Five years later he was walking through a part of Bath he rarely visited and he bumped into a lady coming out of her house. He recognised her as the mother of the little girl. “Hello!” he said to her warmly, “I don’t suppose you remember me. About five years ago I travelled in the same carriage as you and your daughter.” “I remember it well,” she said, “come in.” So he went into her house. “Do you remember that your daughter asked me a question as we were getting out of the carriage?” “I do indeed.” “How is she? Can I see her?” he asked. The woman looked away.

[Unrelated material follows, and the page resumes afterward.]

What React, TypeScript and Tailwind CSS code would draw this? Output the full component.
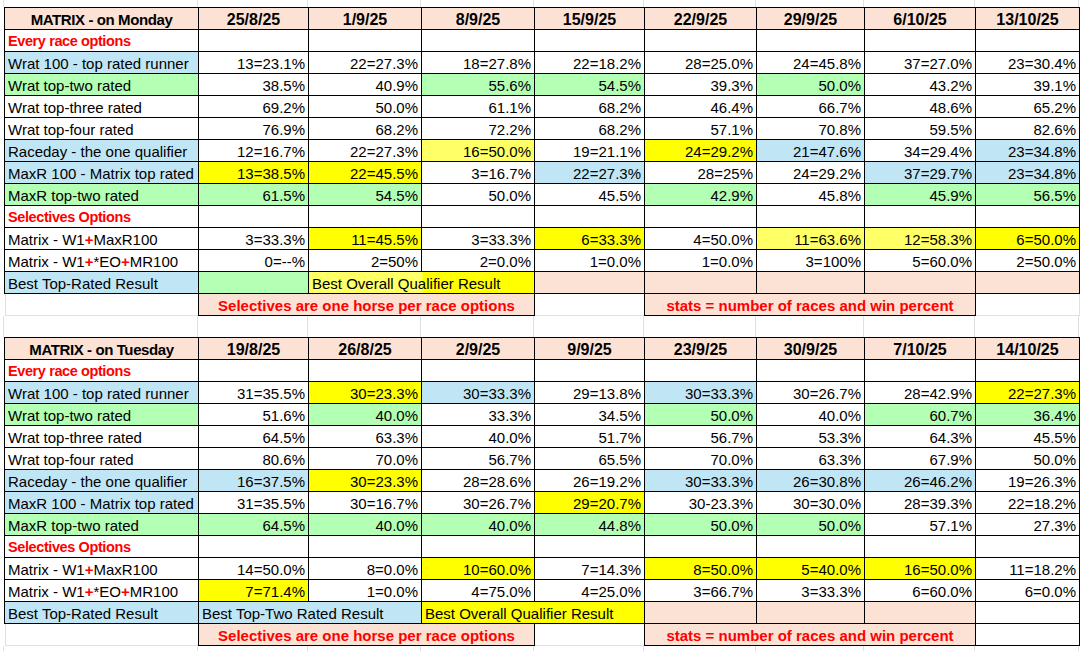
import React from "react";

const W = [194, 110, 113, 113, 110, 112, 108, 111, 104];

const BG: Record<string, string> = {
  w: "bg-white",
  b: "bg-[#c0e6f5]",
  g: "bg-[#b3ffb3]",
  y: "bg-[#ffff00]",
  l: "bg-[#ffff66]",
  p: "bg-[#fbe2d5]",
};

type Row = { label: string; lbg?: string; red?: boolean; vals?: string[]; c?: string };

const monday: Row[] = [
  { label: "Every race options", red: true },
  { label: "Wrat 100 - top rated runner", lbg: "b", vals: ["13=23.1%", "22=27.3%", "18=27.8%", "22=18.2%", "28=25.0%", "24=45.8%", "37=27.0%", "23=30.4%"] },
  { label: "Wrat top-two rated", lbg: "g", vals: ["38.5%", "40.9%", "55.6%", "54.5%", "39.3%", "50.0%", "43.2%", "39.1%"], c: "wwggwgww" },
  { label: "Wrat top-three rated", vals: ["69.2%", "50.0%", "61.1%", "68.2%", "46.4%", "66.7%", "48.6%", "65.2%"] },
  { label: "Wrat top-four rated", vals: ["76.9%", "68.2%", "72.2%", "68.2%", "57.1%", "70.8%", "59.5%", "82.6%"] },
  { label: "Raceday - the one qualifier", lbg: "b", vals: ["12=16.7%", "22=27.3%", "16=50.0%", "19=21.1%", "24=29.2%", "21=47.6%", "34=29.4%", "23=34.8%"], c: "wwlwybwb" },
  { label: "MaxR 100 - Matrix top rated", lbg: "b", vals: ["13=38.5%", "22=45.5%", "3=16.7%", "22=27.3%", "28=25%", "24=29.2%", "37=29.7%", "23=34.8%"], c: "yywbwwbb" },
  { label: "MaxR top-two rated", lbg: "g", vals: ["61.5%", "54.5%", "50.0%", "45.5%", "42.9%", "45.8%", "45.9%", "56.5%"], c: "ggwwgwgg" },
  { label: "Selectives Options", red: true },
  { label: "Matrix - W1+MaxR100", vals: ["3=33.3%", "11=45.5%", "3=33.3%", "6=33.3%", "4=50.0%", "11=63.6%", "12=58.3%", "6=50.0%"], c: "wywywlly" },
  { label: "Matrix - W1+*EO+MR100", vals: ["0=--%", "2=50%", "2=0.0%", "1=0.0%", "1=0.0%", "3=100%", "5=60.0%", "2=50.0%"] },
];

const tuesday: Row[] = [
  { label: "Every race options", red: true },
  { label: "Wrat 100 - top rated runner", lbg: "b", vals: ["31=35.5%", "30=23.3%", "30=33.3%", "29=13.8%", "30=33.3%", "30=26.7%", "28=42.9%", "22=27.3%"], c: "wybwbwwy" },
  { label: "Wrat top-two rated", lbg: "g", vals: ["51.6%", "40.0%", "33.3%", "34.5%", "50.0%", "40.0%", "60.7%", "36.4%"], c: "wgwwgwgg" },
  { label: "Wrat top-three rated", vals: ["64.5%", "63.3%", "40.0%", "51.7%", "56.7%", "53.3%", "64.3%", "45.5%"] },
  { label: "Wrat top-four rated", vals: ["80.6%", "70.0%", "56.7%", "65.5%", "70.0%", "63.3%", "67.9%", "50.0%"] },
  { label: "Raceday - the one qualifier", lbg: "b", vals: ["16=37.5%", "30=23.3%", "28=28.6%", "26=19.2%", "30=33.3%", "26=30.8%", "26=46.2%", "19=26.3%"], c: "bywwbbbw" },
  { label: "MaxR 100 - Matrix top rated", lbg: "b", vals: ["31=35.5%", "30=16.7%", "30=26.7%", "29=20.7%", "30-23.3%", "30=30.0%", "28=39.3%", "22=18.2%"], c: "wwwywwww" },
  { label: "MaxR top-two rated", lbg: "g", vals: ["64.5%", "40.0%", "40.0%", "44.8%", "50.0%", "50.0%", "57.1%", "27.3%"], c: "ggggggww" },
  { label: "Selectives Options", red: true },
  { label: "Matrix - W1+MaxR100", vals: ["14=50.0%", "8=0.0%", "10=60.0%", "7=14.3%", "8=50.0%", "5=40.0%", "16=50.0%", "11=18.2%"], c: "wwywyyyw" },
  { label: "Matrix - W1+*EO+MR100", vals: ["7=71.4%", "1=0.0%", "4=75.0%", "4=25.0%", "3=66.7%", "3=33.3%", "6=60.0%", "6=0.0%"], c: "ywwwwwww" },
];

const cell = "border border-black h-[22px] align-bottom pb-[1px] leading-[17px] whitespace-nowrap overflow-visible";

function Label({ text }: { text: string }) {
  // red bold plus signs as in the sheet
  const parts = text.split("+");
  return (
    <>
      {parts.map((p, i) => (
        <React.Fragment key={i}>
          {i > 0 && <span className="font-bold text-[#ff0000]">+</span>}
          {p}
        </React.Fragment>
      ))}
    </>
  );
}

function GridStrip({ h }: { h: string }) {
  return (
    <div className={`flex ${h}`}>
      <div className="w-[4px] shrink-0 border-r border-[#e1e1e1]" />
      {W.map((w, i) => (
        <div key={i} style={{ width: w }} className="shrink-0 border-r border-[#e1e1e1]" />
      ))}
    </div>
  );
}

function Sheet({ title, dates, rows, tuesday: tue }: { title: string; dates: string[]; rows: Row[]; tuesday?: boolean }) {
  return (
    <table className="ml-[4px] table-fixed border-collapse w-[1075px] text-[15px] text-black">
      <colgroup>
        {W.map((w, i) => (
          <col key={i} style={{ width: w }} />
        ))}
      </colgroup>
      <tbody>
        <tr>
          <td className={`${cell} bg-[#fbe2d5] text-center font-bold text-[15px] tracking-[-0.4px]`}>{title}</td>
          {dates.map((d) => (
            <td key={d} className={`${cell} bg-[#fbe2d5] text-center font-bold text-[16px]`}>
              {d}
            </td>
          ))}
        </tr>
        {rows.map((r) => (
          <tr key={r.label}>
            <td
              className={`${cell} px-[3px] ${BG[r.lbg || "w"]} ${
                r.red ? "font-bold text-[#ff0000] text-[14.5px] tracking-[-0.4px]" : ""
              }`}
            >
              {r.red ? r.label : <Label text={r.label} />}
            </td>
            {Array.from({ length: 8 }).map((_, i) => (
              <td key={i} className={`${cell} pr-[3px] text-right ${BG[(r.c || "wwwwwwww")[i]]}`}>
                {r.vals ? r.vals[i] : ""}
              </td>
            ))}
          </tr>
        ))}
        {tue ? (
          <tr>
            <td className={`${cell} px-[3px] bg-[#c0e6f5]`}>Best Top-Rated Result</td>
            <td colSpan={2} className={`${cell} px-[3px] bg-[#c0e6f5]`}>
              Best Top-Two Rated Result
            </td>
            <td colSpan={2} className={`${cell} px-[3px] bg-[#ffff00]`}>
              Best Overall Qualifier Result
            </td>
            <td className={`${cell} bg-[#fbe2d5]`} />
            <td className={`${cell} bg-[#fbe2d5]`} />
            <td className={`${cell} bg-[#fbe2d5]`} />
            <td className={`${cell} bg-white`} />
          </tr>
        ) : (
          <tr>
            <td className={`${cell} px-[3px] bg-[#c0e6f5]`}>Best Top-Rated Result</td>
            <td className={`${cell} bg-[#b3ffb3]`} />
            <td
              colSpan={2}
              className={`${cell} px-[3px] bg-[linear-gradient(to_right,#ffff66_113px,#ffff00_113px)]`}
            >
              Best Overall Qualifier Result
            </td>
            <td className={`${cell} bg-[#fbe2d5]`} />
            <td className={`${cell} bg-[#fbe2d5]`} />
            <td className={`${cell} bg-[#fbe2d5]`} />
            <td className={`${cell} bg-[#fbe2d5]`} />
            <td className={`${cell} bg-[#fbe2d5]`} />
          </tr>
        )}
        <tr>
          <td className="h-[22px] border-0 shadow-[inset_1px_-1px_0_#e1e1e1]" />
          <td colSpan={3} className={`${cell} bg-[#fbe2d5] text-center font-bold text-[#ff0000]`}>
            Selectives are one horse per race options
          </td>
          <td className="h-[22px] border-0 shadow-[inset_0_-1px_0_#e1e1e1]" />
          <td colSpan={3} className={`${cell} bg-[#fbe2d5] text-center font-bold text-[#ff0000]`}>
            stats = number of races and win percent
          </td>
          {tue ? (
            <td className={`${cell} bg-white`} />
          ) : (
            <td className="h-[22px] border-0 shadow-[inset_-1px_-1px_0_#e1e1e1]" />
          )}
        </tr>
      </tbody>
    </table>
  );
}

export default function App() {
  return (
    <div className="w-[1084px] h-[651px] overflow-hidden bg-white font-['Liberation_Sans',Arial,sans-serif]">
      <GridStrip h="h-[7px]" />
      <Sheet
        title="MATRIX - on Monday"
        dates={["25/8/25", "1/9/25", "8/9/25", "15/9/25", "22/9/25", "29/9/25", "6/10/25", "13/10/25"]}
        rows={monday}
      />
      <GridStrip h="h-[21px]" />
      <Sheet
        title="MATRIX - on Tuesday"
        dates={["19/8/25", "26/8/25", "2/9/25", "9/9/25", "23/9/25", "30/9/25", "7/10/25", "14/10/25"]}
        rows={tuesday}
        tuesday
      />
      <GridStrip h="h-[10px]" />
    </div>
  );
}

Tears were in her eyes. “I’m sorry . . .” he said. “She is in heaven,” the mother said, “but come with me to her room.” She took him to her room and there were her Bible, and her dolls, and prize books, and some toys. “That’s all that’s left of my sweet Lettie,” her mother said. “No,” said the man quite vehemently. “That is not all that is left of her. I am left. I am left. I owe her my soul. I was an unbeliever when she asked me that question. I loved the world and I lived badly, but she asked me that question and I never could forget it, and since that time I have changed. I am not the man I was. I am now God’s. I can answer the question now. Don’t say that all of Lettie is gone.”

Now I say to you, to everyone here, “Do you love Jesus? Do you love God? Do you love him wholeheartedly and unreservedly, and will you go on loving him for ever and ever?” Then the greatest commandment of all you are fulfilling by God’s grace.